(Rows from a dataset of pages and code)
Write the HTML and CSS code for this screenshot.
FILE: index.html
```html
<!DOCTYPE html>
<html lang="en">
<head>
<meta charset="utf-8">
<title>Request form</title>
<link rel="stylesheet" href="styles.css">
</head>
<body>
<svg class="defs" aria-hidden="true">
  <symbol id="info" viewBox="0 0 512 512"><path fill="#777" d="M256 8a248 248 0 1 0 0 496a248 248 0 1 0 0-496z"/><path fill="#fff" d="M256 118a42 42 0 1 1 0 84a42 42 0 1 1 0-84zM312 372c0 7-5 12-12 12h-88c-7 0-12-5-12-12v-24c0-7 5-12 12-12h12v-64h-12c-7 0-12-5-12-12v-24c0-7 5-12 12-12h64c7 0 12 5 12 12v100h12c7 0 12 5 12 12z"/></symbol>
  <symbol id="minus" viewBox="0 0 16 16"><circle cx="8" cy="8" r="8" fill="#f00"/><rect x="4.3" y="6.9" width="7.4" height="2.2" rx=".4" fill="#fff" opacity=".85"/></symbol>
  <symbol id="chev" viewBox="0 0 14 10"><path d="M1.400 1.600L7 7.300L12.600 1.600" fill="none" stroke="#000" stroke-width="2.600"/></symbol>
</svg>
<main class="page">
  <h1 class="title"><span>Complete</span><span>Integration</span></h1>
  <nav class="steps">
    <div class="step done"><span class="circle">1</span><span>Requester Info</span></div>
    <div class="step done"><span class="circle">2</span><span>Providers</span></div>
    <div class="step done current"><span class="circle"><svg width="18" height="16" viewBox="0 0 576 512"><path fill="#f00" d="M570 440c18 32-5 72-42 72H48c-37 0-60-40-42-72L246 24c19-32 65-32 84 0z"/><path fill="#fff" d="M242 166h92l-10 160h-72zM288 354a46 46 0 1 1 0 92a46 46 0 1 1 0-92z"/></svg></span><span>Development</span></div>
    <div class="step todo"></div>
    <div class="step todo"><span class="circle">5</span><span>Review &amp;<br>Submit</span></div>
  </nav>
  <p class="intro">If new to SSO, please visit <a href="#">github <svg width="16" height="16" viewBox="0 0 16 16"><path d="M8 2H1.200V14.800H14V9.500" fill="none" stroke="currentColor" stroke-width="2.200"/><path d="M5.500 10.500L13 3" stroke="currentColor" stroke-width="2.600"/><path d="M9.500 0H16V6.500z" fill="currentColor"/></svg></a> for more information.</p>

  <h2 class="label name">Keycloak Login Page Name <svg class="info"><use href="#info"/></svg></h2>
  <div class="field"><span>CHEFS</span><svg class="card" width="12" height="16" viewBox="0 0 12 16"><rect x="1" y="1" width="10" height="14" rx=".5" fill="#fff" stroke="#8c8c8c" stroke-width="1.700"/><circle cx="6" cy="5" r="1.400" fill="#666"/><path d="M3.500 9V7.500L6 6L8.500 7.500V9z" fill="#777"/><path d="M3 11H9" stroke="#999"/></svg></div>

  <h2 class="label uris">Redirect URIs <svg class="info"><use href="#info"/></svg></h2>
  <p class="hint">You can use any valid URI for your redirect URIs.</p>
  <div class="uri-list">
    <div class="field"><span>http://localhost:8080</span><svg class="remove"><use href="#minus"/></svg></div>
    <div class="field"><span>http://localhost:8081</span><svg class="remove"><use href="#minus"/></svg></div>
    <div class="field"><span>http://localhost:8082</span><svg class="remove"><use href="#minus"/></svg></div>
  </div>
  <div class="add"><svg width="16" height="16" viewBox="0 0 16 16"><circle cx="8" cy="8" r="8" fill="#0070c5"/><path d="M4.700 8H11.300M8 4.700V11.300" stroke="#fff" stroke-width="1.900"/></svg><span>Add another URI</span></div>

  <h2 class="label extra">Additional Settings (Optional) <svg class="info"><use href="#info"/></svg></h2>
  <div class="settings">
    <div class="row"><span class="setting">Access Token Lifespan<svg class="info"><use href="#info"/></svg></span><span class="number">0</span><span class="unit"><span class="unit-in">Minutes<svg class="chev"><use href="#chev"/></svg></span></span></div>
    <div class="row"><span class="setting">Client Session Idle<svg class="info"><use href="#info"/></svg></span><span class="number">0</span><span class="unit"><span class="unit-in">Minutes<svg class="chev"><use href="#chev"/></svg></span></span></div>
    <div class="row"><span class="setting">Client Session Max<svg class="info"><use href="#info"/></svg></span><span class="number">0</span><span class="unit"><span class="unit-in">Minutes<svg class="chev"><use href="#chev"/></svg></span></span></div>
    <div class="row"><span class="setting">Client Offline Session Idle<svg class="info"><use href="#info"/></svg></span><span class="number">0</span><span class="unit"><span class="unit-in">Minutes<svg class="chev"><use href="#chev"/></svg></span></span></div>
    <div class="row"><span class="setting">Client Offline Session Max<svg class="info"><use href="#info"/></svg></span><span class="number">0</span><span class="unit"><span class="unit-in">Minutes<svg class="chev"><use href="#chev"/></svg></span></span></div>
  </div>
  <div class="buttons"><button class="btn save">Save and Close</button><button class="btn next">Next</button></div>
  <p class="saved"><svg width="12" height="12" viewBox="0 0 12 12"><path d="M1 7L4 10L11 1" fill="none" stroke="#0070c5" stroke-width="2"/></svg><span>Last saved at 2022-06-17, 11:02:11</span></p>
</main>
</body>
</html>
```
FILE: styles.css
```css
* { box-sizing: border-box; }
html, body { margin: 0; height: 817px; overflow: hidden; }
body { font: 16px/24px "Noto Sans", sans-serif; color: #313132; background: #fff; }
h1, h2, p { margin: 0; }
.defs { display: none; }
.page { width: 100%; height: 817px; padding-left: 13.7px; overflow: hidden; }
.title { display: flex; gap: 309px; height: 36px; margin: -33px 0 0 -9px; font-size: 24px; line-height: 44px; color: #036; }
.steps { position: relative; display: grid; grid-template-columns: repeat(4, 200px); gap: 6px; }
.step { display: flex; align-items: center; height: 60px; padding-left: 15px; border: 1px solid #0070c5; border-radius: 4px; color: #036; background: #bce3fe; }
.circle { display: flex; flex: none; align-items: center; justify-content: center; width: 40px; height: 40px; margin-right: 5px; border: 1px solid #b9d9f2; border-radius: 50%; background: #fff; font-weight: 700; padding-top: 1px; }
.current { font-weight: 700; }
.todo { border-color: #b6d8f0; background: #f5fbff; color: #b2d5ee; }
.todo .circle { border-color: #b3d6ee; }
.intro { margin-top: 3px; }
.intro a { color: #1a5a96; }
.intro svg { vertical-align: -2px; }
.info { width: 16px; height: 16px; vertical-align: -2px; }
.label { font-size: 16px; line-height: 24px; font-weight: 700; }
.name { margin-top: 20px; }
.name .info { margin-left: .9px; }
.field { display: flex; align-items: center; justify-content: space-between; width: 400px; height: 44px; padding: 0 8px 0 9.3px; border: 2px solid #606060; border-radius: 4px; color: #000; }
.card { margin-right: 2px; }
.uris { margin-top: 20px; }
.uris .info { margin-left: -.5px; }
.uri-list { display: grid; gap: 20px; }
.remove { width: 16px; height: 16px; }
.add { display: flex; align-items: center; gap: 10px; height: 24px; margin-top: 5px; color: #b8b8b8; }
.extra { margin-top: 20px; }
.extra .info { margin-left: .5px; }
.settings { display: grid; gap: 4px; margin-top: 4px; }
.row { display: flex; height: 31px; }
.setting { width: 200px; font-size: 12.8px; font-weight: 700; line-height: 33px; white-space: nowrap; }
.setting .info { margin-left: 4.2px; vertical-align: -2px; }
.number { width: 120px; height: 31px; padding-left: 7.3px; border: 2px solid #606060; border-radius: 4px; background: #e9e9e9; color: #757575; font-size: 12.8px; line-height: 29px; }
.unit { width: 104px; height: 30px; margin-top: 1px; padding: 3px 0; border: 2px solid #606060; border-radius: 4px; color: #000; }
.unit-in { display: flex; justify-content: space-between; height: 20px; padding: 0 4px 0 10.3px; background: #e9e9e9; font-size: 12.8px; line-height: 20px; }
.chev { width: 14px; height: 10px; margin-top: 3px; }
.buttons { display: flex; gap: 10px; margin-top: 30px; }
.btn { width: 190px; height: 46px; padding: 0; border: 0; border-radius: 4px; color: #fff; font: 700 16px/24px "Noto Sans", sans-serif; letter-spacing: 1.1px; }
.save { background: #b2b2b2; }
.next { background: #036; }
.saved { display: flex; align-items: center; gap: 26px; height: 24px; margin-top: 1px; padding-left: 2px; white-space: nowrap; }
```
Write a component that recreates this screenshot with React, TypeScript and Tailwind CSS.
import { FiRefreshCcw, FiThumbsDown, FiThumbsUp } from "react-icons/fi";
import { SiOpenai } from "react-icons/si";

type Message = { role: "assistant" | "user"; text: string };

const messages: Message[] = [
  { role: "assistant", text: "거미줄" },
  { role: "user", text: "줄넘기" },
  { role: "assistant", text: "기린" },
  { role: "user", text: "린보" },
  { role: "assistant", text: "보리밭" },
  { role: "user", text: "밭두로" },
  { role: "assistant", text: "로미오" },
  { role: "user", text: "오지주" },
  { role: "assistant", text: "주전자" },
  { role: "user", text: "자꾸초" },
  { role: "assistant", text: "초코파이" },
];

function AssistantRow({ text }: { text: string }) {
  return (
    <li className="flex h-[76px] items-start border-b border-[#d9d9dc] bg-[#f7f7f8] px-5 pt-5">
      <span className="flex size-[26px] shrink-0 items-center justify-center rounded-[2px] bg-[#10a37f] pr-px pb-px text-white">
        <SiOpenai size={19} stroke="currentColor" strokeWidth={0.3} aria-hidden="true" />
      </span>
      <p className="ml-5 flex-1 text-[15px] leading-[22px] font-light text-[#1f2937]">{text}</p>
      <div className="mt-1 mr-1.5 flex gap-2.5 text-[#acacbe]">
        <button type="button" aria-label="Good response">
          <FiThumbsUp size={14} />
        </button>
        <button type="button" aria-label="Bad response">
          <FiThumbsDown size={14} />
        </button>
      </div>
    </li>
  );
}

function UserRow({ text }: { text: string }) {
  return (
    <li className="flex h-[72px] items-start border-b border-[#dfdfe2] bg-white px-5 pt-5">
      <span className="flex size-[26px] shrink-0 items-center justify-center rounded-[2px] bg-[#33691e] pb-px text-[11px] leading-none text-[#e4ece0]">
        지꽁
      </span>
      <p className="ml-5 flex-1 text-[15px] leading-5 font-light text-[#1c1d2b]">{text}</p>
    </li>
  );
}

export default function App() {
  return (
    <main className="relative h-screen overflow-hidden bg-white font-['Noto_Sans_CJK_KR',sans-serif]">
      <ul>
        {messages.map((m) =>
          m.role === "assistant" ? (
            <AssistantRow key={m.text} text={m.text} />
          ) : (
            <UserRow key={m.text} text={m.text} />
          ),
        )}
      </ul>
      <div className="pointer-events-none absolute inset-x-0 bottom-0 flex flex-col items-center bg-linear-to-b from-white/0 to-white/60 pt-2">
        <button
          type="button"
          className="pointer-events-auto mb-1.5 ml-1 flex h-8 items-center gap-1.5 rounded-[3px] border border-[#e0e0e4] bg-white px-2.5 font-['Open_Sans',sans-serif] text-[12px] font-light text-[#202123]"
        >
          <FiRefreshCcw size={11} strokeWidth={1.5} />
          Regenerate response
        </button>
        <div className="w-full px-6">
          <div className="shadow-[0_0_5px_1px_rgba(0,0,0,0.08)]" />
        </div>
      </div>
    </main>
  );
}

### Work instructions
Copy out each line of the listing that holds "screenshot".

### Exercise answer
Write the HTML and CSS code for this screenshot.
Write a component that recreates this screenshot with React, TypeScript and Tailwind CSS.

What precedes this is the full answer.